If a joint becomes infected, treatment becomes much more aggressive; septic joints can spread bacteria throughout the body. This can be quite severe and lead to significant joint damage, future arthritis, or in significant cases, sepsis and death.

Wounds with flaps will likely need sutures, as these pieces of tissue do not keep adequate blood supply on their own, and often become non-viable or necrotic.

Tetanus Protection in Horses

If your horse has not had a tetanus toxoid vaccine within a year, your veterinarian will give a booster vaccine.

It is very important to keep your horse’s routine vaccines up to date. A wound as small as a paper cut can allow the bacteria Clostridium tetani into the bloodstream. This often fatal disease can progress rapidly, with symptoms such as a stiff gait with a raised tail, protruding third eyelids, difficulty chewing, and extreme sensitivity to sound and light. Tetanus can be very difficult to treat; if you notice any of the above behaviors, and your horse has a wound of any kind, call your veterinarian immediately.

Horse Wound Healing Complications

If you notice any of the following symptoms during the healing process, give your veterinarian a call so a recheck exam can be scheduled:

  • Dehiscense, or opening up, of the sutures before the wound has healed. Sutures are usually dissolveable, or left in place for 10-14 days.

    • This is much more likely in a wound near a joint or a high-motion area—repeat movement pulls on the wounded tissues, and delays union and healing.

  • Drainage or foul-smelling discharge/pus

  • Proud flesh: if your horse’s wound is below the knee or hock, it may develop an excess of granulation tissue. If you notice the wound is protruding past the normal skin, your vet may have you apply an antibiotic ointment that contains a steroid (Animax), or bandage the wound more frequently. If the proud flesh gets too large, it may need to be debrided by your veterinarian to get it to a more manageable level.

  • Increased swelling or lameness if the wound was on a leg

  • Decreased appetite

  • Fever

Horse Wound Prevention

Although horses will always try to find new ways to injure themselves, there are some common injuries that can be easily avoided.

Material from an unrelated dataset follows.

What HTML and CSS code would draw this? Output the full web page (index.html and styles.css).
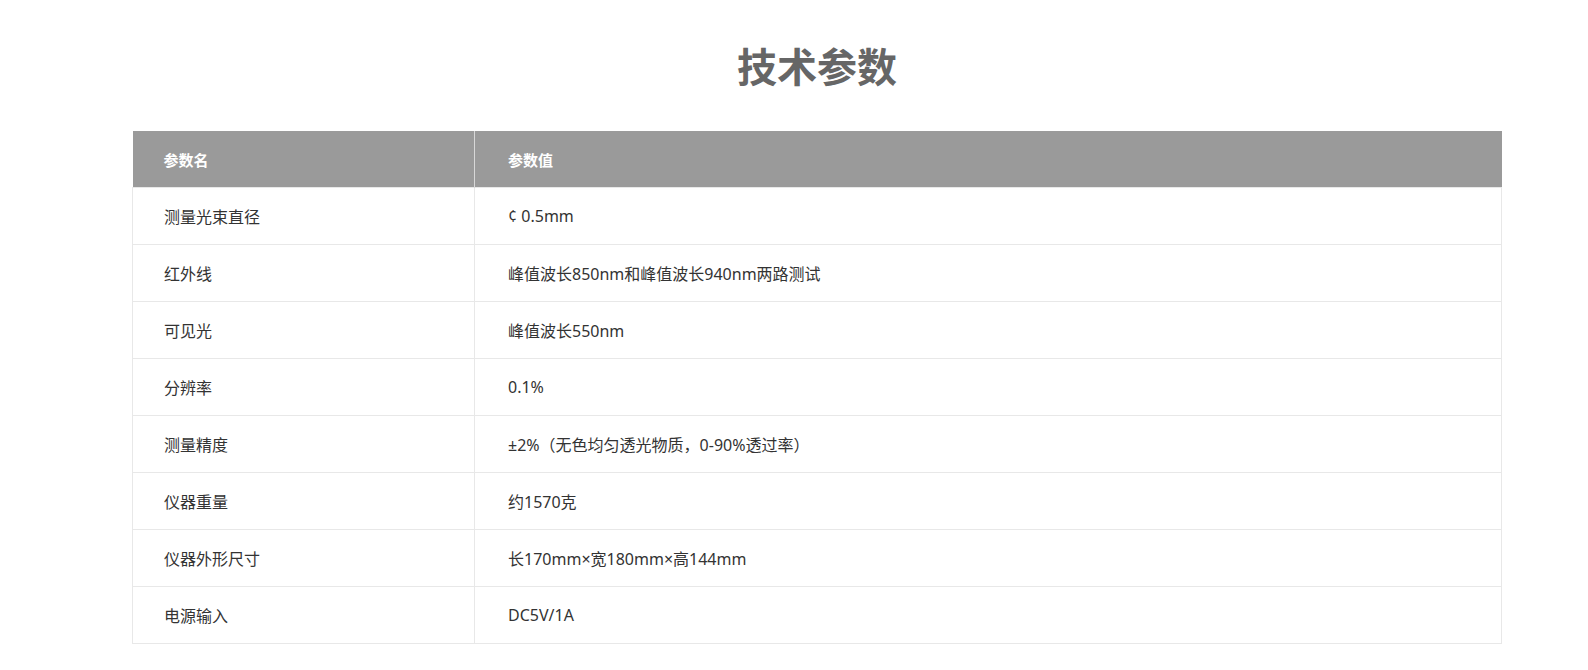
FILE: index.html
```html
<!DOCTYPE html>
<html lang="zh-CN">
  <head>
    <meta charset="UTF-8" />
    <meta name="viewport" content="width=device-width, initial-scale=1.0" />
    <title>技术参数</title>
    <link rel="stylesheet" href="styles.css">
  </head>
  <body>
    <div class="wrap">
      <h2 class="title">技术参数</h2>
      <table class="params">
        <colgroup>
          <col class="col-name" />
          <col />
        </colgroup>
        <thead>
          <tr>
            <th>参数名</th>
            <th>参数值</th>
          </tr>
        </thead>
        <tbody>
          <tr><td>测量光束直径</td><td>¢ 0.5mm</td></tr>
          <tr><td>红外线</td><td>峰值波长850nm和峰值波长940nm两路测试</td></tr>
          <tr><td>可见光</td><td>峰值波长550nm</td></tr>
          <tr><td>分辨率</td><td>0.1%</td></tr>
          <tr><td>测量精度</td><td>±2%（无色均匀透光物质，0-90%透过率）</td></tr>
          <tr><td>仪器重量</td><td>约1570克</td></tr>
          <tr><td>仪器外形尺寸</td><td>长170mm×宽180mm×高144mm</td></tr>
          <tr><td>电源输入</td><td>DC5V/1A</td></tr>
        </tbody>
      </table>
    </div>
  </body>
</html>
```

FILE: styles.css
```css
body {
  margin: 0;
  background: #fff;
  font-family: "Noto Sans", "Noto Sans CJK SC", sans-serif;
  color: #333;
}
.wrap {
  width: 1370px;
  margin-left: 132px;
}
.title {
  margin: 37px 0 34px;
  font-size: 40px;
  line-height: 60px;
  font-weight: bold;
  color: #666;
  text-align: center;
}
.params {
  width: 100%;
  border-collapse: collapse;
  table-layout: fixed;
  font-size: 16px;
}
.col-name {
  width: 342px;
}
.params th {
  height: 56px;
  padding: 0 0 0 31px;
  background: #9a9a9a;
  color: #fff;
  font-size: 15px;
  font-weight: bold;
  text-align: left;
  border-right: 1px solid #d8d8d8;
}
.params th:last-child {
  border-right: none;
  padding-left: 33px;
}
.params td {
  height: 56px;
  padding: 0 0 0 31px;
  border: 1px solid #e8e8e8;
  vertical-align: middle;
}
.params td:last-child {
  padding-left: 33px;
}
```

  • Do not leave snaps on water buckets; feed and other buckets should have the handle hooks covered with tape.

  • Avoid barbed-wire fencing, and keep your pasture clear of debris.

  • Avoid housing horses together that do not get along. If possible, leave at least one stall, run, or spaced fence line between them if there are personality conflicts. Do not house stallions near mares.